## [EXERCISE INSTRUCTIONS]
The data below should be restated word for word, with every picture omitted.

-- begin --

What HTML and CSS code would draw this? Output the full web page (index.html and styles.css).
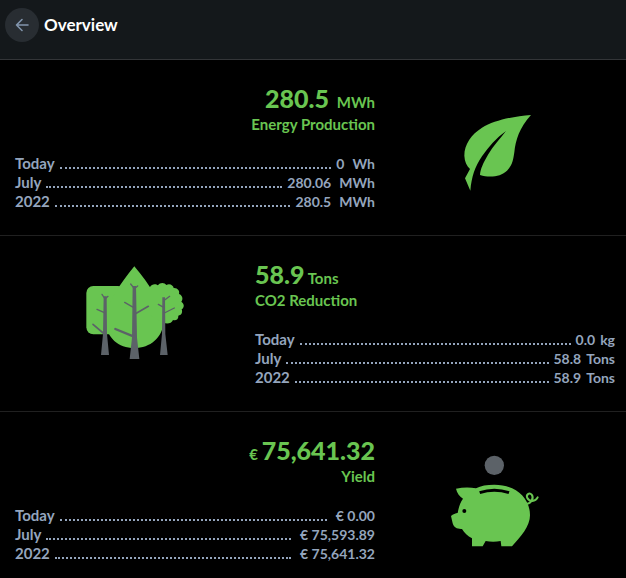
FILE: index.html
```
<!DOCTYPE html>
<html lang="en">

<head>
    <meta charset="UTF-8">
    <meta name="viewport" content="width=device-width, initial-scale=1.0">
    <title>Overview</title>
    <link rel="stylesheet" href="styles.css">
</head>

<body>
    <header class="header">
        <button class="back" type="button" aria-label="Back">
            <svg width="14" height="14" viewBox="0 0 14 14" fill="none" stroke="currentColor" stroke-width="1.6" stroke-linecap="round" stroke-linejoin="round">
                <path d="M13 7H1.5M7 1.5L1.5 7L7 12.5" />
            </svg>
        </button>
        <h1 class="title">Overview</h1>
    </header>

    <main>
        <section class="panel">
            <div class="info">
                <div class="summary right">
                    <p class="total"><strong class="energy">280.5</strong> <span>MWh</span></p>
                    <h2 class="label">Energy Production</h2>
                </div>
                <ul class="rows">
                    <li class="row"><span class="period">Today</span><i class="dots"></i><span>0</span><span class="unit">Wh</span></li>
                    <li class="row"><span class="period">July</span><i class="dots"></i><span>280.06</span><span class="unit">MWh</span></li>
                    <li class="row"><span class="period">2022</span><i class="dots"></i><span>280.5</span><span class="unit">MWh</span></li>
                </ul>
            </div>
            <div class="picture">
                <!-- leaf -->
                <svg class="icon" viewBox="-15 -33 360 381">
                    <path class="green" d="M273 60C220 64 162 76 126 98C94 118 73 148 73 182C74 200 80 213 90 222L75 250L91 287C95 246 104 216 126 184C145 156 169 129 198 108C179 132 159 154 144 179C130 203 121 222 120 240C151 250 183 244 201 227C218 211 220 191 223 172C227 134 238 99 273 60Z" />
                </svg>
            </div>
        </section>

        <section class="panel flip">
            <div class="info">
                <div class="summary">
                    <p class="total"><strong>58.9</strong> <span>Tons</span></p>
                    <h2 class="label">CO2 Reduction</h2>
                </div>
                <ul class="rows">
                    <li class="row"><span class="period">Today</span><i class="dots"></i><span>0.0</span><span class="unit small">kg</span></li>
                    <li class="row"><span class="period">July</span><i class="dots"></i><span>58.8</span><span class="unit small">Tons</span></li>
                    <li class="row"><span class="period">2022</span><i class="dots"></i><span>58.9</span><span class="unit small">Tons</span></li>
                </ul>
            </div>
            <div class="picture">
                <!-- trees -->
                <svg class="icon" viewBox="15 15 360 381">
                    <g class="green">
                        <rect x="49" y="93" width="116" height="145" rx="21" />
                        <path d="M193 34C173 59 149 89 131 122C111 157 107 185 107 200C110 248 145 279 193 279C242 279 277 248 281 201C280 175 272 148 255 121C237 89 215 60 193 34Z" />
                        <path d="M240 96C245 86 258 86 264 91C270 81 284 82 289 90C299 84 310 91 311 99C323 98 330 108 327 117C338 121 340 133 334 140C344 147 343 158 335 163C339 174 333 181 325 182C326 193 317 198 309 195C305 206 292 207 281 204L240 180Z" />
                    </g>
                    <g class="gray">
                        <path d="M101 124H110L111 237L117 300H93L99 237Z" />
                        <path d="M188 93H198L201 248L208 312H179L186 248Z" />
                        <path d="M277 127H285L286 237L293 300H270L276 237Z" />
                    </g>
                    <g class="branches">
                        <path stroke-width="4" d="M105 132L96 118M105 132L114 124M103 173L81 163M281 137L299 124M281 157L265 148M283 174L313 159M193 101L182 87M193 101L203 93M190 157L164 142" />
                        <path stroke-width="5" d="M103 237L69 208M195 177L235 154" />
                        <path stroke-width="7" d="M190 244L136 222" />
                    </g>
                </svg>
            </div>
        </section>

        <section class="panel">
            <div class="info">
                <div class="summary right">
                    <p class="total"><span>€</span> <strong>75,641.32</strong></p>
                    <h2 class="label">Yield</h2>
                </div>
                <ul class="rows">
                    <li class="row"><span class="period">Today</span><i class="dots wide"></i><span>€ 0.00</span></li>
                    <li class="row"><span class="period">July</span><i class="dots wide"></i><span>€ 75,593.89</span></li>
                    <li class="row"><span class="period">2022</span><i class="dots wide"></i><span>€ 75,641.32</span></li>
                </ul>
            </div>
            <div class="picture">
                <!-- piggy bank -->
                <svg class="icon" viewBox="-15 -27 360 381">
                    <circle class="gray" cx="163" cy="61" r="29" />
                    <path class="green" d="M48 131C69 127 90 127 108 130C123 122 140 119 163 119C224 119 270 156 270 211C270 244 243 275 216 304H184L182 288C168 291 151 291 137 288L128 304H96V280C83 273 73 264 66 252C52 253 41 247 38 235L33 213C39 208 47 205 53 204C56 188 60 173 69 161C58 154 51 144 48 131Z" />
                    <path d="M119 143C146 134 180 134 207 143" fill="none" stroke="#000" stroke-width="9" />
                    <circle cx="73" cy="198" r="6" />
                    <path class="tail" d="M262 176C273 175 283 159 275 149C268 141 257 149 262 159C268 171 286 171 293 157" />
                </svg>
            </div>
        </section>
    </main>
</body>

</html>
```
FILE: styles.css
```
body {
    font-family: Lato, "Liberation Sans", sans-serif;
    font-size: 14px;
    font-weight: 700;
    background-color: #000;
    color: #94a5bd;
    margin: 0;
}

.header {
    display: flex;
    align-items: center;
    gap: 5px;
    padding: 8px 5px 17px;
    background-color: #14181b;
    border-bottom: 1px solid #333538;
}

.back {
    display: flex;
    align-items: center;
    justify-content: center;
    width: 34px;
    height: 34px;
    padding: 0;
    border: none;
    border-radius: 50%;
    background-color: #282d32;
    color: #8295ad;
    cursor: pointer;
}

.title {
    margin: 0;
    font-size: 17px;
    line-height: 34px;
    color: #fff;
}

.panel {
    display: grid;
    grid-template-columns: 3fr 2fr;
    padding: 24px 11px 24px 15px;
    border-bottom: 1px solid #202020;
}

.panel:last-child {
    padding-bottom: 15px;
    border-bottom: none;
}

.panel.flip {
    grid-template-columns: 2fr 3fr;
}

.flip .picture {
    order: -1;
}

.picture {
    display: flex;
    align-items: center;
    justify-content: center;
}

.icon {
    width: 120px;
    height: 127px;
}

.green {
    fill: #69c551;
}

.gray {
    fill: #5c6268;
}

.branches {
    stroke: #5c6268;
    stroke-linecap: round;
}

.tail {
    fill: none;
    stroke: #69c551;
    stroke-width: 6;
    stroke-linecap: round;
}

.summary {
    margin-bottom: 18px;
    color: #69c551;
}

.summary.right {
    text-align: right;
}

.total {
    margin: 0;
    font-size: 15px;
    line-height: 20px;
}

.total strong {
    font-size: 25px;
    line-height: 28px;
}

.total .energy {
    margin-right: 4px;
}

.label {
    margin: 0;
    font-size: 15px;
    line-height: 24px;
}

.rows {
    margin: 0;
    padding: 0;
    list-style: none;
}

.row {
    display: flex;
    align-items: baseline;
    height: 19px;
    line-height: 19px;
}

.period {
    font-size: 15px;
}

.dots {
    flex: 1;
    margin: 0 5px;
    border-bottom: 2px dotted #94a5bd;
}

.dots.wide {
    margin-right: 9px;
}

.unit {
    margin-left: 8px;
}

.unit.small {
    margin-left: 5px;
}
```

-- end --

## [RESPONSE TO THIS EXERCISE]
What HTML and CSS code would draw this? Output the full web page (index.html and styles.css).
FILE: index.html
```
<!DOCTYPE html>
<html lang="en">

<head>
    <meta charset="UTF-8">
    <meta name="viewport" content="width=device-width, initial-scale=1.0">
    <title>Overview</title>
    <link rel="stylesheet" href="styles.css">
</head>

<body>
    <header class="header">
        <button class="back" type="button" aria-label="Back">
            <svg width="14" height="14" viewBox="0 0 14 14" fill="none" stroke="currentColor" stroke-width="1.6" stroke-linecap="round" stroke-linejoin="round">
                <path d="M13 7H1.5M7 1.5L1.5 7L7 12.5" />
            </svg>
        </button>
        <h1 class="title">Overview</h1>
    </header>

    <main>
        <section class="panel">
            <div class="info">
                <div class="summary right">
                    <p class="total"><strong class="energy">280.5</strong> <span>MWh</span></p>
                    <h2 class="label">Energy Production</h2>
                </div>
                <ul class="rows">
                    <li class="row"><span class="period">Today</span><i class="dots"></i><span>0</span><span class="unit">Wh</span></li>
                    <li class="row"><span class="period">July</span><i class="dots"></i><span>280.06</span><span class="unit">MWh</span></li>
                    <li class="row"><span class="period">2022</span><i class="dots"></i><span>280.5</span><span class="unit">MWh</span></li>
                </ul>
            </div>
            <div class="picture">
                <!-- leaf -->
                <svg class="icon" viewBox="-15 -33 360 381">
                    <path class="green" d="M273 60C220 64 162 76 126 98C94 118 73 148 73 182C74 200 80 213 90 222L75 250L91 287C95 246 104 216 126 184C145 156 169 129 198 108C179 132 159 154 144 179C130 203 121 222 120 240C151 250 183 244 201 227C218 211 220 191 223 172C227 134 238 99 273 60Z" />
                </svg>
            </div>
        </section>

        <section class="panel flip">
            <div class="info">
                <div class="summary">
                    <p class="total"><strong>58.9</strong> <span>Tons</span></p>
                    <h2 class="label">CO2 Reduction</h2>
                </div>
                <ul class="rows">
                    <li class="row"><span class="period">Today</span><i class="dots"></i><span>0.0</span><span class="unit small">kg</span></li>
                    <li class="row"><span class="period">July</span><i class="dots"></i><span>58.8</span><span class="unit small">Tons</span></li>
                    <li class="row"><span class="period">2022</span><i class="dots"></i><span>58.9</span><span class="unit small">Tons</span></li>
                </ul>
            </div>
            <div class="picture">
                <!-- trees -->
                <svg class="icon" viewBox="15 15 360 381">
                    <g class="green">
                        <rect x="49" y="93" width="116" height="145" rx="21" />
                        <path d="M193 34C173 59 149 89 131 122C111 157 107 185 107 200C110 248 145 279 193 279C242 279 277 248 281 201C280 175 272 148 255 121C237 89 215 60 193 34Z" />
                        <path d="M240 96C245 86 258 86 264 91C270 81 284 82 289 90C299 84 310 91 311 99C323 98 330 108 327 117C338 121 340 133 334 140C344 147 343 158 335 163C339 174 333 181 325 182C326 193 317 198 309 195C305 206 292 207 281 204L240 180Z" />
                    </g>
                    <g class="gray">
                        <path d="M101 124H110L111 237L117 300H93L99 237Z" />
                        <path d="M188 93H198L201 248L208 312H179L186 248Z" />
                        <path d="M277 127H285L286 237L293 300H270L276 237Z" />
                    </g>
                    <g class="branches">
                        <path stroke-width="4" d="M105 132L96 118M105 132L114 124M103 173L81 163M281 137L299 124M281 157L265 148M283 174L313 159M193 101L182 87M193 101L203 93M190 157L164 142" />
                        <path stroke-width="5" d="M103 237L69 208M195 177L235 154" />
                        <path stroke-width="7" d="M190 244L136 222" />
                    </g>
                </svg>
            </div>
        </section>

        <section class="panel">
            <div class="info">
                <div class="summary right">
                    <p class="total"><span>€</span> <strong>75,641.32</strong></p>
                    <h2 class="label">Yield</h2>
                </div>
                <ul class="rows">
                    <li class="row"><span class="period">Today</span><i class="dots wide"></i><span>€ 0.00</span></li>
                    <li class="row"><span class="period">July</span><i class="dots wide"></i><span>€ 75,593.89</span></li>
                    <li class="row"><span class="period">2022</span><i class="dots wide"></i><span>€ 75,641.32</span></li>
                </ul>
            </div>
            <div class="picture">
                <!-- piggy bank -->
                <svg class="icon" viewBox="-15 -27 360 381">
                    <circle class="gray" cx="163" cy="61" r="29" />
                    <path class="green" d="M48 131C69 127 90 127 108 130C123 122 140 119 163 119C224 119 270 156 270 211C270 244 243 275 216 304H184L182 288C168 291 151 291 137 288L128 304H96V280C83 273 73 264 66 252C52 253 41 247 38 235L33 213C39 208 47 205 53 204C56 188 60 173 69 161C58 154 51 144 48 131Z" />
                    <path d="M119 143C146 134 180 134 207 143" fill="none" stroke="#000" stroke-width="9" />
                    <circle cx="73" cy="198" r="6" />
                    <path class="tail" d="M262 176C273 175 283 159 275 149C268 141 257 149 262 159C268 171 286 171 293 157" />
                </svg>
            </div>
        </section>
    </main>
</body>

</html>
```
FILE: styles.css
```
body {
    font-family: Lato, "Liberation Sans", sans-serif;
    font-size: 14px;
    font-weight: 700;
    background-color: #000;
    color: #94a5bd;
    margin: 0;
}

.header {
    display: flex;
    align-items: center;
    gap: 5px;
    padding: 8px 5px 17px;
    background-color: #14181b;
    border-bottom: 1px solid #333538;
}

.back {
    display: flex;
    align-items: center;
    justify-content: center;
    width: 34px;
    height: 34px;
    padding: 0;
    border: none;
    border-radius: 50%;
    background-color: #282d32;
    color: #8295ad;
    cursor: pointer;
}

.title {
    margin: 0;
    font-size: 17px;
    line-height: 34px;
    color: #fff;
}

.panel {
    display: grid;
    grid-template-columns: 3fr 2fr;
    padding: 24px 11px 24px 15px;
    border-bottom: 1px solid #202020;
}

.panel:last-child {
    padding-bottom: 15px;
    border-bottom: none;
}

.panel.flip {
    grid-template-columns: 2fr 3fr;
}

.flip .picture {
    order: -1;
}

.picture {
    display: flex;
    align-items: center;
    justify-content: center;
}

.icon {
    width: 120px;
    height: 127px;
}

.green {
    fill: #69c551;
}

.gray {
    fill: #5c6268;
}

.branches {
    stroke: #5c6268;
    stroke-linecap: round;
}

.tail {
    fill: none;
    stroke: #69c551;
    stroke-width: 6;
    stroke-linecap: round;
}

.summary {
    margin-bottom: 18px;
    color: #69c551;
}

.summary.right {
    text-align: right;
}

.total {
    margin: 0;
    font-size: 15px;
    line-height: 20px;
}

.total strong {
    font-size: 25px;
    line-height: 28px;
}

.total .energy {
    margin-right: 4px;
}

.label {
    margin: 0;
    font-size: 15px;
    line-height: 24px;
}

.rows {
    margin: 0;
    padding: 0;
    list-style: none;
}

.row {
    display: flex;
    align-items: baseline;
    height: 19px;
    line-height: 19px;
}

.period {
    font-size: 15px;
}

.dots {
    flex: 1;
    margin: 0 5px;
    border-bottom: 2px dotted #94a5bd;
}

.dots.wide {
    margin-right: 9px;
}

.unit {
    margin-left: 8px;
}

.unit.small {
    margin-left: 5px;
}
```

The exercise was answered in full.